WORK TO BE COMPLETED: Give the data again exactly as written, skipping any pictures.

SOURCE DATA:
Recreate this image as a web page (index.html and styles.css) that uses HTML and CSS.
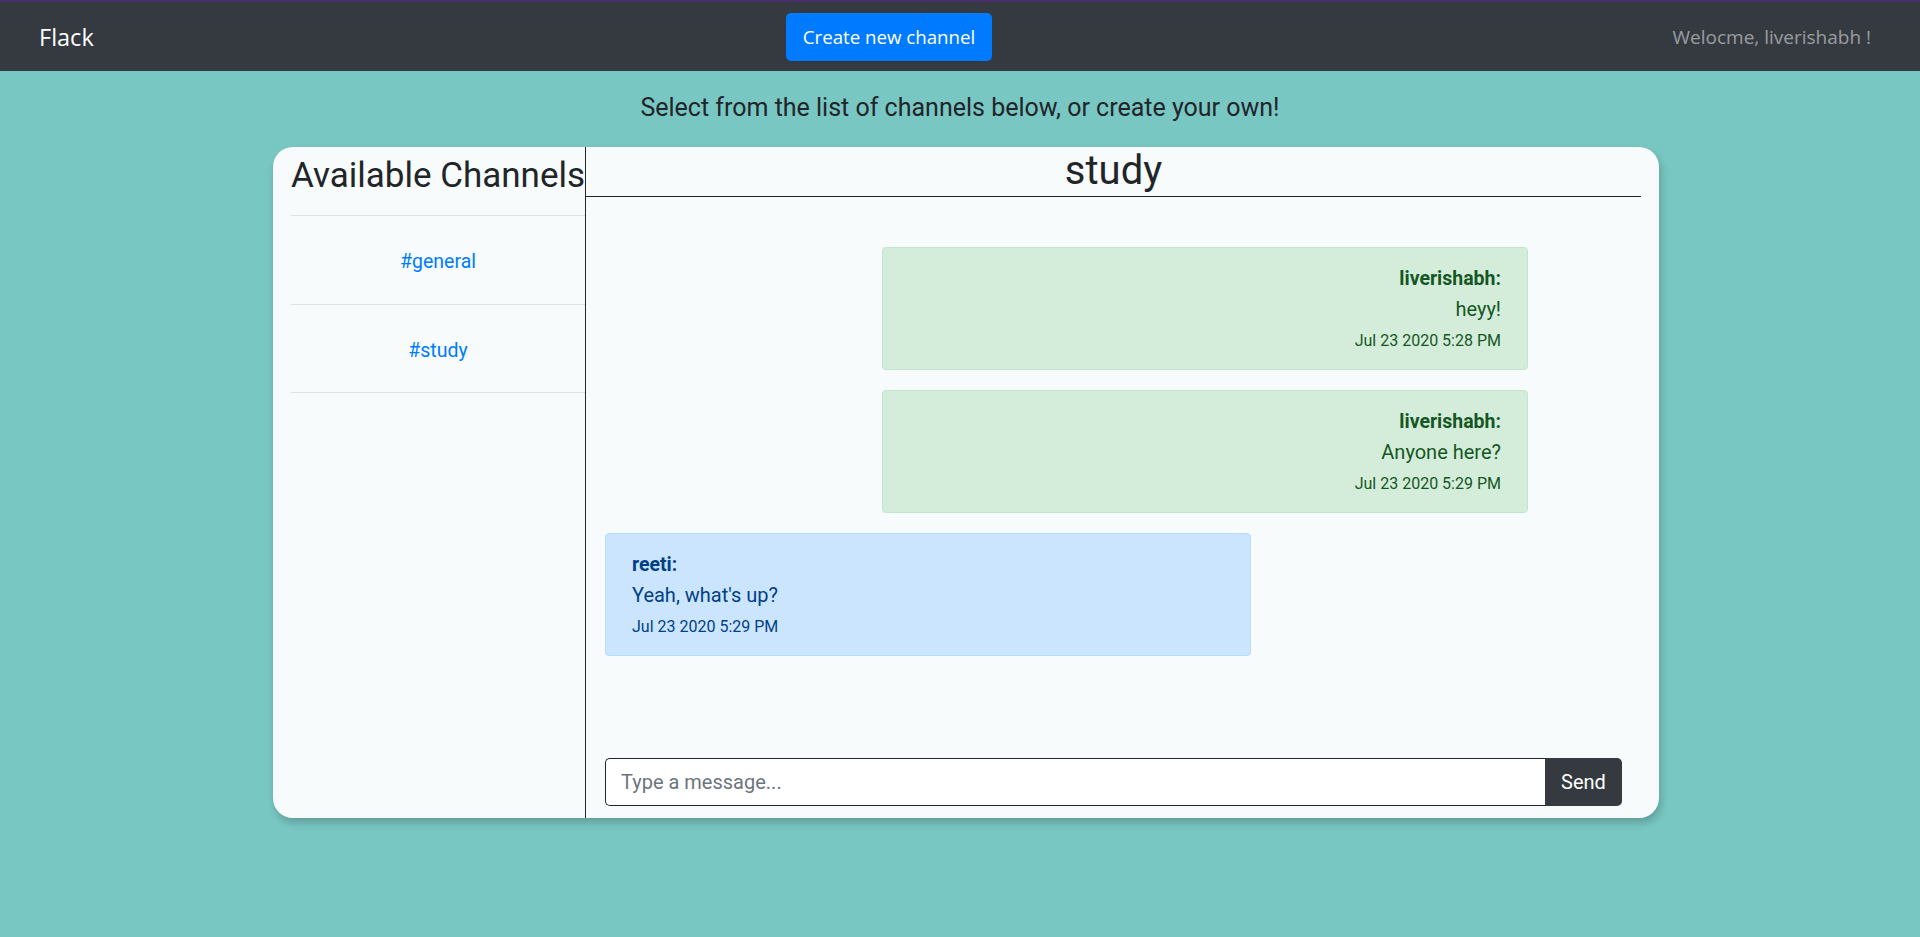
FILE: index.html
```html
<!DOCTYPE html>
<html lang="en">
<head>
<meta charset="utf-8">
<title>Flack</title>
<link rel="stylesheet" href="styles.css">
</head>
<body>
<nav class="navbar">
  <div class="brand-wrap"><a class="brand">Flack</a></div>
  <button class="btn-create">Create new channel</button>
  <span class="welcome">Welocme, liverishabh !</span>
</nav>
<p class="lead">Select from the list of channels below, or create your own!</p>
<main class="card">
  <aside class="sidebar">
    <h2 class="side-title">Available Channels</h2>
    <ul class="channel-list">
      <li class="channel"><a>#general</a></li>
      <li class="channel"><a>#study</a></li>
    </ul>
  </aside>
  <section class="chat">
    <h1 class="chat-title">study</h1>
    <div class="messages">
      <div class="msg msg-mine">
        <div class="msg-name">liverishabh:</div>
        <div class="msg-text">heyy!</div>
        <div class="msg-time">Jul 23 2020 5:28 PM</div>
      </div>
      <div class="msg msg-mine">
        <div class="msg-name">liverishabh:</div>
        <div class="msg-text">Anyone here?</div>
        <div class="msg-time">Jul 23 2020 5:29 PM</div>
      </div>
      <div class="msg msg-other">
        <div class="msg-name">reeti:</div>
        <div class="msg-text">Yeah, what's up?</div>
        <div class="msg-time">Jul 23 2020 5:29 PM</div>
      </div>
    </div>
    <form class="composer">
      <input class="composer-input" type="text" placeholder="Type a message...">
      <button class="composer-send" type="button">Send</button>
    </form>
  </section>
</main>
</body>
</html>
```
FILE: styles.css
```css
* { box-sizing: border-box; }
html, body { margin: 0; padding: 0; }
body {
  background: #79c7c3;
  font-family: Roboto, "Liberation Sans", sans-serif;
  color: #212529;
  min-height: 937px;
}
.navbar {
  height: 71px;
  background: #343a40;
  border-top: 2px solid #4a2d6a;
  display: flex;
  align-items: center;
  padding: 0 49px 0 39px;
  font-family: "Open Sans", "Liberation Sans", sans-serif;
}
.brand-wrap { flex: 0 0 747px; }
.brand { color: #fff; font-size: 23.5px; }
.btn-create {
  width: 206px;
  height: 48px;
  background: #007bff;
  color: #fff;
  border: 0;
  border-radius: 5px;
  font-family: "Open Sans", "Liberation Sans", sans-serif;
  font-size: 18.7px;
  padding: 0;
}
.welcome {
  margin-left: auto;
  color: rgba(255,255,255,.5);
  font-size: 19px;
}
.lead {
  margin: 0;
  padding: 22px 0 0;
  height: 76px;
  text-align: center;
  font-size: 25px;
  line-height: 29px;
}
.card {
  width: 1386px;
  height: 671px;
  margin-left: 273px;
  background: #f7fbfc;
  border-radius: 20px;
  display: flex;
  box-shadow: 2px 5px 8px rgba(0,0,0,.2);
}
.sidebar {
  width: 313px;
  flex: 0 0 313px;
  padding-left: 18px;
  border-right: 1px solid #212529;
}
.side-title {
  margin: 0;
  padding-top: 8px;
  height: 68px;
  font-size: 35px;
  font-weight: 400;
  line-height: 42px;
  white-space: nowrap;
}
.channel-list {
  list-style: none;
  margin: 0;
  padding: 0;
  border-top: 1px solid #dee2e6;
}
.channel {
  height: 88.7px;
  border-bottom: 1px solid #dee2e6;
  display: flex;
  align-items: center;
  justify-content: center;
  padding-top: 3px;
  font-size: 19.5px;
}
.channel a { color: #007bff; }
.chat {
  flex: 1;
  display: flex;
  flex-direction: column;
  padding-right: 18px;
}
.chat-title {
  margin: 0;
  height: 50px;
  border-bottom: 1px solid #212529;
  text-align: center;
  font-size: 40px;
  font-weight: 400;
  line-height: 48px;
}
.messages {
  flex: 1;
  display: flex;
  flex-direction: column;
  gap: 20px;
  padding: 50px 0 0 19px;
}
.msg {
  width: 646px;
  border: 1px solid;
  border-radius: 4px;
  padding: 16px 26px 16px;
  font-size: 20px;
  line-height: 30px;
}
.msg-mine {
  margin-left: 277px;
  background: #d4edda;
  border-color: #c3e6cb;
  color: #155724;
  text-align: right;
}
.msg-other {
  background: #cce5ff;
  border-color: #b8daff;
  color: #004085;
}
.msg-name { font-weight: 700; font-size: 19.5px; }
.msg-time { font-size: 16px; line-height: 24px; margin-top: 5px; }
.composer {
  display: flex;
  margin: 0 19px 12px 19px;
  height: 48px;
}
.composer-input {
  flex: 1;
  border: 1px solid #212529;
  border-right: 0;
  border-radius: 5px 0 0 5px;
  padding: 0 15px;
  font-family: Roboto, "Liberation Sans", sans-serif;
  font-size: 20px;
  color: #495057;
  background: #fff;
}
.composer-input::placeholder { color: #6c757d; }
.composer-send {
  width: 77px;
  background: #343a40;
  color: #fff;
  border: 0;
  border-radius: 0 5px 5px 0;
  font-family: Roboto, "Liberation Sans", sans-serif;
  font-size: 20px;
}
```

SOLUTION TO THIS PROBLEM:
Recreate this image as a web page (index.html and styles.css) that uses HTML and CSS.
FILE: index.html
```html
<!DOCTYPE html>
<html lang="en">
<head>
<meta charset="utf-8">
<title>Flack</title>
<link rel="stylesheet" href="styles.css">
</head>
<body>
<nav class="navbar">
  <div class="brand-wrap"><a class="brand">Flack</a></div>
  <button class="btn-create">Create new channel</button>
  <span class="welcome">Welocme, liverishabh !</span>
</nav>
<p class="lead">Select from the list of channels below, or create your own!</p>
<main class="card">
  <aside class="sidebar">
    <h2 class="side-title">Available Channels</h2>
    <ul class="channel-list">
      <li class="channel"><a>#general</a></li>
      <li class="channel"><a>#study</a></li>
    </ul>
  </aside>
  <section class="chat">
    <h1 class="chat-title">study</h1>
    <div class="messages">
      <div class="msg msg-mine">
        <div class="msg-name">liverishabh:</div>
        <div class="msg-text">heyy!</div>
        <div class="msg-time">Jul 23 2020 5:28 PM</div>
      </div>
      <div class="msg msg-mine">
        <div class="msg-name">liverishabh:</div>
        <div class="msg-text">Anyone here?</div>
        <div class="msg-time">Jul 23 2020 5:29 PM</div>
      </div>
      <div class="msg msg-other">
        <div class="msg-name">reeti:</div>
        <div class="msg-text">Yeah, what's up?</div>
        <div class="msg-time">Jul 23 2020 5:29 PM</div>
      </div>
    </div>
    <form class="composer">
      <input class="composer-input" type="text" placeholder="Type a message...">
      <button class="composer-send" type="button">Send</button>
    </form>
  </section>
</main>
</body>
</html>
```
FILE: styles.css
```css
* { box-sizing: border-box; }
html, body { margin: 0; padding: 0; }
body {
  background: #79c7c3;
  font-family: Roboto, "Liberation Sans", sans-serif;
  color: #212529;
  min-height: 937px;
}
.navbar {
  height: 71px;
  background: #343a40;
  border-top: 2px solid #4a2d6a;
  display: flex;
  align-items: center;
  padding: 0 49px 0 39px;
  font-family: "Open Sans", "Liberation Sans", sans-serif;
}
.brand-wrap { flex: 0 0 747px; }
.brand { color: #fff; font-size: 23.5px; }
.btn-create {
  width: 206px;
  height: 48px;
  background: #007bff;
  color: #fff;
  border: 0;
  border-radius: 5px;
  font-family: "Open Sans", "Liberation Sans", sans-serif;
  font-size: 18.7px;
  padding: 0;
}
.welcome {
  margin-left: auto;
  color: rgba(255,255,255,.5);
  font-size: 19px;
}
.lead {
  margin: 0;
  padding: 22px 0 0;
  height: 76px;
  text-align: center;
  font-size: 25px;
  line-height: 29px;
}
.card {
  width: 1386px;
  height: 671px;
  margin-left: 273px;
  background: #f7fbfc;
  border-radius: 20px;
  display: flex;
  box-shadow: 2px 5px 8px rgba(0,0,0,.2);
}
.sidebar {
  width: 313px;
  flex: 0 0 313px;
  padding-left: 18px;
  border-right: 1px solid #212529;
}
.side-title {
  margin: 0;
  padding-top: 8px;
  height: 68px;
  font-size: 35px;
  font-weight: 400;
  line-height: 42px;
  white-space: nowrap;
}
.channel-list {
  list-style: none;
  margin: 0;
  padding: 0;
  border-top: 1px solid #dee2e6;
}
.channel {
  height: 88.7px;
  border-bottom: 1px solid #dee2e6;
  display: flex;
  align-items: center;
  justify-content: center;
  padding-top: 3px;
  font-size: 19.5px;
}
.channel a { color: #007bff; }
.chat {
  flex: 1;
  display: flex;
  flex-direction: column;
  padding-right: 18px;
}
.chat-title {
  margin: 0;
  height: 50px;
  border-bottom: 1px solid #212529;
  text-align: center;
  font-size: 40px;
  font-weight: 400;
  line-height: 48px;
}
.messages {
  flex: 1;
  display: flex;
  flex-direction: column;
  gap: 20px;
  padding: 50px 0 0 19px;
}
.msg {
  width: 646px;
  border: 1px solid;
  border-radius: 4px;
  padding: 16px 26px 16px;
  font-size: 20px;
  line-height: 30px;
}
.msg-mine {
  margin-left: 277px;
  background: #d4edda;
  border-color: #c3e6cb;
  color: #155724;
  text-align: right;
}
.msg-other {
  background: #cce5ff;
  border-color: #b8daff;
  color: #004085;
}
.msg-name { font-weight: 700; font-size: 19.5px; }
.msg-time { font-size: 16px; line-height: 24px; margin-top: 5px; }
.composer {
  display: flex;
  margin: 0 19px 12px 19px;
  height: 48px;
}
.composer-input {
  flex: 1;
  border: 1px solid #212529;
  border-right: 0;
  border-radius: 5px 0 0 5px;
  padding: 0 15px;
  font-family: Roboto, "Liberation Sans", sans-serif;
  font-size: 20px;
  color: #495057;
  background: #fff;
}
.composer-input::placeholder { color: #6c757d; }
.composer-send {
  width: 77px;
  background: #343a40;
  color: #fff;
  border: 0;
  border-radius: 0 5px 5px 0;
  font-family: Roboto, "Liberation Sans", sans-serif;
  font-size: 20px;
}
```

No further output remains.